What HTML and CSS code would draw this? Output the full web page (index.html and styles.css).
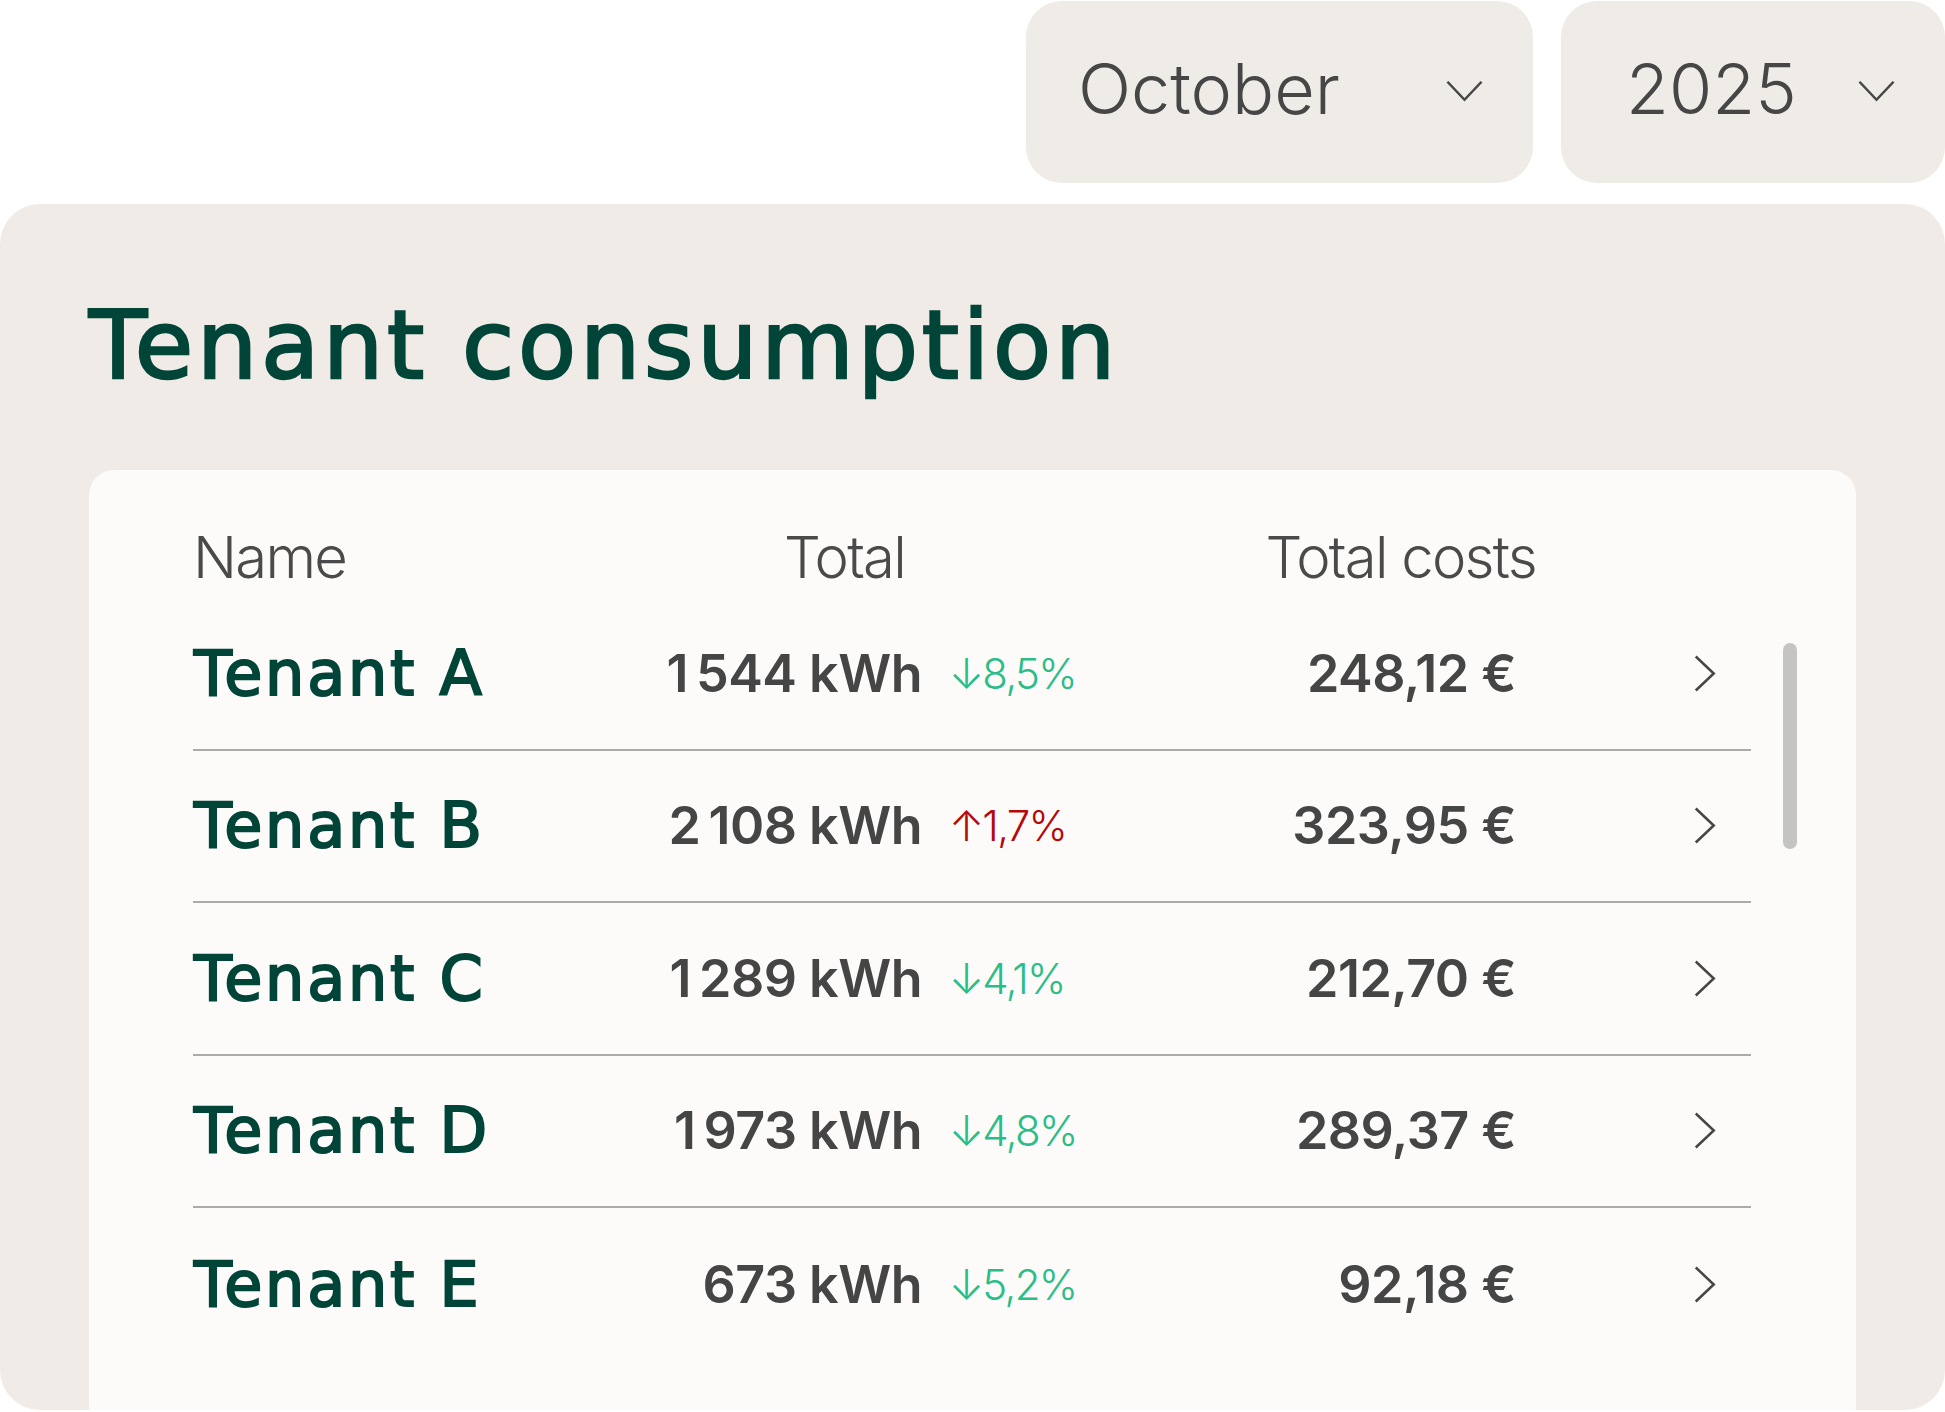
FILE: index.html
```html
<!DOCTYPE html>
<html>
<head>
    <meta charset="utf-8">
    <title>Tenant consumption</title>
    <link rel="stylesheet" href="styles.css">
</head>
<body>
    <div class="filters">
        <div class="select select-month">
            <span>October</span>
            <svg class="select-chevron" viewBox="0 0 38 22"><polyline points="1.5,1.5 19,20 36.5,1.5"/></svg>
        </div>
        <div class="select select-year">
            <span>2025</span>
            <svg class="select-chevron" viewBox="0 0 38 22"><polyline points="1.5,1.5 19,20 36.5,1.5"/></svg>
        </div>
    </div>

    <section class="card">
        <h1 class="card-title">Tenant consumption</h1>

        <div class="table">
            <div class="scrollbar"></div>

            <div class="table-head">
                <div class="head-name">Name</div>
                <div class="head-total">Total</div>
                <div></div>
                <div class="head-costs">Total costs</div>
            </div>

            <div class="table-body">
                <div class="row">
                    <div class="name">Tenant A</div>
                    <div class="total">1&#8239;544 kWh</div>
                    <div class="change down">↓8,5%</div>
                    <div class="cost">248,12 €</div>
                    <div></div>
                    <svg class="row-chevron" viewBox="0 0 22 38"><polyline points="1.5,1.5 20,19 1.5,36.5"/></svg>
                </div>
                <div class="row">
                    <div class="name">Tenant B</div>
                    <div class="total">2&#8239;108 kWh</div>
                    <div class="change up">↑1,7%</div>
                    <div class="cost">323,95 €</div>
                    <div></div>
                    <svg class="row-chevron" viewBox="0 0 22 38"><polyline points="1.5,1.5 20,19 1.5,36.5"/></svg>
                </div>
                <div class="row">
                    <div class="name">Tenant C</div>
                    <div class="total">1&#8239;289 kWh</div>
                    <div class="change down">↓4,1%</div>
                    <div class="cost">212,70 €</div>
                    <div></div>
                    <svg class="row-chevron" viewBox="0 0 22 38"><polyline points="1.5,1.5 20,19 1.5,36.5"/></svg>
                </div>
                <div class="row">
                    <div class="name">Tenant D</div>
                    <div class="total">1&#8239;973 kWh</div>
                    <div class="change down">↓4,8%</div>
                    <div class="cost">289,37 €</div>
                    <div></div>
                    <svg class="row-chevron" viewBox="0 0 22 38"><polyline points="1.5,1.5 20,19 1.5,36.5"/></svg>
                </div>
                <div class="row">
                    <div class="name">Tenant E</div>
                    <div class="total">673 kWh</div>
                    <div class="change down">↓5,2%</div>
                    <div class="cost">92,18 €</div>
                    <div></div>
                    <svg class="row-chevron" viewBox="0 0 22 38"><polyline points="1.5,1.5 20,19 1.5,36.5"/></svg>
                </div>
            </div>
        </div>
    </section>
</body>
</html>
```

FILE: styles.css
```css
body {
    margin: 0;
    width: 1945px;
    height: 1412px;
    overflow: hidden;
    background: #ffffff;
    font-family: Inter, "Liberation Sans", sans-serif;
    color: #444444;
}

/* month / year pickers */
.filters {
    display: flex;
    justify-content: flex-end;
    gap: 28px;
    height: 182px;
    padding-top: 1px;
    margin-bottom: 21px;
}

.select {
    display: flex;
    align-items: center;
    justify-content: space-between;
    box-sizing: border-box;
    height: 182px;
    padding-right: 50px;
    padding-bottom: 8px;
    background: #efebe7;
    border-radius: 36px;
    font-size: 70px;
    font-weight: 300;
    color: #464646;
}

.select-month {
    width: 507px;
    padding-left: 52px;
}

.select-year {
    width: 384px;
    padding-left: 65px;
}

.select-chevron {
    width: 37px;
    height: 22px;
    margin-top: 6px;
    fill: none;
    stroke: #464646;
    stroke-width: 2.6;
}

/* main card */
.card {
    box-sizing: border-box;
    height: 1206px;
    padding: 94px 89px 0 89px;
    background: #f0ebe7;
    border-radius: 40px;
    overflow: hidden;
}

.card-title {
    margin: 0 0 77px 0;
    font-family: "DejaVu Sans", Inter, sans-serif;
    font-size: 95px;
    line-height: 1;
    font-weight: 400;
    letter-spacing: 0.04em;
    -webkit-text-stroke: 2.4px #004538;
    color: #004538;
}

.table {
    position: relative;
    box-sizing: border-box;
    height: 960px;
    padding: 58px 105px 0 104px;
    background: #fcfbf9;
    border-radius: 25px;
}

.table-head,
.row {
    display: grid;
    grid-template-columns: 330px 399px 219px 375px 1fr 22px;
    align-items: center;
    padding-right: 35px;
}

.table-head {
    height: 58px;
    margin-bottom: 12px;
    font-size: 58px;
    line-height: 1;
    font-weight: 300;
    letter-spacing: -0.03em;
    color: #4a4a4a;
}

.head-total {
    text-align: right;
    padding-right: 17px;
}

.head-costs {
    justify-self: end;
    margin-right: -20px;
}

.row {
    box-sizing: border-box;
    height: 152.5px;
    border-bottom: 2px solid #ababab;
}

.row:last-child {
    border-bottom: none;
}

.name {
    padding-left: 1px;
    font-family: "DejaVu Sans", Inter, sans-serif;
    font-size: 62px;
    font-weight: 400;
    letter-spacing: 0.045em;
    -webkit-text-stroke: 2px #004538;
    color: #004538;
}

.total,
.cost {
    text-align: right;
    font-size: 52px;
    font-weight: 600;
    letter-spacing: -0.01em;
    color: #454545;
}

.change {
    padding-left: 27px;
    font-size: 42px;
    font-weight: 300;
    letter-spacing: -0.04em;
}

.change.down {
    color: #2bbd87;
}

.change.up {
    color: #b5090b;
}

.row-chevron {
    width: 22px;
    height: 37px;
    fill: none;
    stroke: #464646;
    stroke-width: 2.6;
}

.scrollbar {
    position: absolute;
    left: 1694px;
    top: 173px;
    width: 14px;
    height: 206px;
    background: #c4c4c2;
    border-radius: 7px;
}
```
□ □ □ □
Retype the whole listing, keeping every line identical and omitting all pictures.

What HTML and CSS code would draw this? Output the full web page (index.html and styles.css).
FILE: index.html
```html
<!DOCTYPE html>
<html>
<head>
    <meta charset="utf-8">
    <title>Tenant consumption</title>
    <link rel="stylesheet" href="styles.css">
</head>
<body>
    <div class="filters">
        <div class="select select-month">
            <span>October</span>
            <svg class="select-chevron" viewBox="0 0 38 22"><polyline points="1.5,1.5 19,20 36.5,1.5"/></svg>
        </div>
        <div class="select select-year">
            <span>2025</span>
            <svg class="select-chevron" viewBox="0 0 38 22"><polyline points="1.5,1.5 19,20 36.5,1.5"/></svg>
        </div>
    </div>

    <section class="card">
        <h1 class="card-title">Tenant consumption</h1>

        <div class="table">
            <div class="scrollbar"></div>

            <div class="table-head">
                <div class="head-name">Name</div>
                <div class="head-total">Total</div>
                <div></div>
                <div class="head-costs">Total costs</div>
            </div>

            <div class="table-body">
                <div class="row">
                    <div class="name">Tenant A</div>
                    <div class="total">1&#8239;544 kWh</div>
                    <div class="change down">↓8,5%</div>
                    <div class="cost">248,12 €</div>
                    <div></div>
                    <svg class="row-chevron" viewBox="0 0 22 38"><polyline points="1.5,1.5 20,19 1.5,36.5"/></svg>
                </div>
                <div class="row">
                    <div class="name">Tenant B</div>
                    <div class="total">2&#8239;108 kWh</div>
                    <div class="change up">↑1,7%</div>
                    <div class="cost">323,95 €</div>
                    <div></div>
                    <svg class="row-chevron" viewBox="0 0 22 38"><polyline points="1.5,1.5 20,19 1.5,36.5"/></svg>
                </div>
                <div class="row">
                    <div class="name">Tenant C</div>
                    <div class="total">1&#8239;289 kWh</div>
                    <div class="change down">↓4,1%</div>
                    <div class="cost">212,70 €</div>
                    <div></div>
                    <svg class="row-chevron" viewBox="0 0 22 38"><polyline points="1.5,1.5 20,19 1.5,36.5"/></svg>
                </div>
                <div class="row">
                    <div class="name">Tenant D</div>
                    <div class="total">1&#8239;973 kWh</div>
                    <div class="change down">↓4,8%</div>
                    <div class="cost">289,37 €</div>
                    <div></div>
                    <svg class="row-chevron" viewBox="0 0 22 38"><polyline points="1.5,1.5 20,19 1.5,36.5"/></svg>
                </div>
                <div class="row">
                    <div class="name">Tenant E</div>
                    <div class="total">673 kWh</div>
                    <div class="change down">↓5,2%</div>
                    <div class="cost">92,18 €</div>
                    <div></div>
                    <svg class="row-chevron" viewBox="0 0 22 38"><polyline points="1.5,1.5 20,19 1.5,36.5"/></svg>
                </div>
            </div>
        </div>
    </section>
</body>
</html>
```

FILE: styles.css
```css
body {
    margin: 0;
    width: 1945px;
    height: 1412px;
    overflow: hidden;
    background: #ffffff;
    font-family: Inter, "Liberation Sans", sans-serif;
    color: #444444;
}

/* month / year pickers */
.filters {
    display: flex;
    justify-content: flex-end;
    gap: 28px;
    height: 182px;
    padding-top: 1px;
    margin-bottom: 21px;
}

.select {
    display: flex;
    align-items: center;
    justify-content: space-between;
    box-sizing: border-box;
    height: 182px;
    padding-right: 50px;
    padding-bottom: 8px;
    background: #efebe7;
    border-radius: 36px;
    font-size: 70px;
    font-weight: 300;
    color: #464646;
}

.select-month {
    width: 507px;
    padding-left: 52px;
}

.select-year {
    width: 384px;
    padding-left: 65px;
}

.select-chevron {
    width: 37px;
    height: 22px;
    margin-top: 6px;
    fill: none;
    stroke: #464646;
    stroke-width: 2.6;
}

/* main card */
.card {
    box-sizing: border-box;
    height: 1206px;
    padding: 94px 89px 0 89px;
    background: #f0ebe7;
    border-radius: 40px;
    overflow: hidden;
}

.card-title {
    margin: 0 0 77px 0;
    font-family: "DejaVu Sans", Inter, sans-serif;
    font-size: 95px;
    line-height: 1;
    font-weight: 400;
    letter-spacing: 0.04em;
    -webkit-text-stroke: 2.4px #004538;
    color: #004538;
}

.table {
    position: relative;
    box-sizing: border-box;
    height: 960px;
    padding: 58px 105px 0 104px;
    background: #fcfbf9;
    border-radius: 25px;
}

.table-head,
.row {
    display: grid;
    grid-template-columns: 330px 399px 219px 375px 1fr 22px;
    align-items: center;
    padding-right: 35px;
}

.table-head {
    height: 58px;
    margin-bottom: 12px;
    font-size: 58px;
    line-height: 1;
    font-weight: 300;
    letter-spacing: -0.03em;
    color: #4a4a4a;
}

.head-total {
    text-align: right;
    padding-right: 17px;
}

.head-costs {
    justify-self: end;
    margin-right: -20px;
}

.row {
    box-sizing: border-box;
    height: 152.5px;
    border-bottom: 2px solid #ababab;
}

.row:last-child {
    border-bottom: none;
}

.name {
    padding-left: 1px;
    font-family: "DejaVu Sans", Inter, sans-serif;
    font-size: 62px;
    font-weight: 400;
    letter-spacing: 0.045em;
    -webkit-text-stroke: 2px #004538;
    color: #004538;
}

.total,
.cost {
    text-align: right;
    font-size: 52px;
    font-weight: 600;
    letter-spacing: -0.01em;
    color: #454545;
}

.change {
    padding-left: 27px;
    font-size: 42px;
    font-weight: 300;
    letter-spacing: -0.04em;
}

.change.down {
    color: #2bbd87;
}

.change.up {
    color: #b5090b;
}

.row-chevron {
    width: 22px;
    height: 37px;
    fill: none;
    stroke: #464646;
    stroke-width: 2.6;
}

.scrollbar {
    position: absolute;
    left: 1694px;
    top: 173px;
    width: 14px;
    height: 206px;
    background: #c4c4c2;
    border-radius: 7px;
}
```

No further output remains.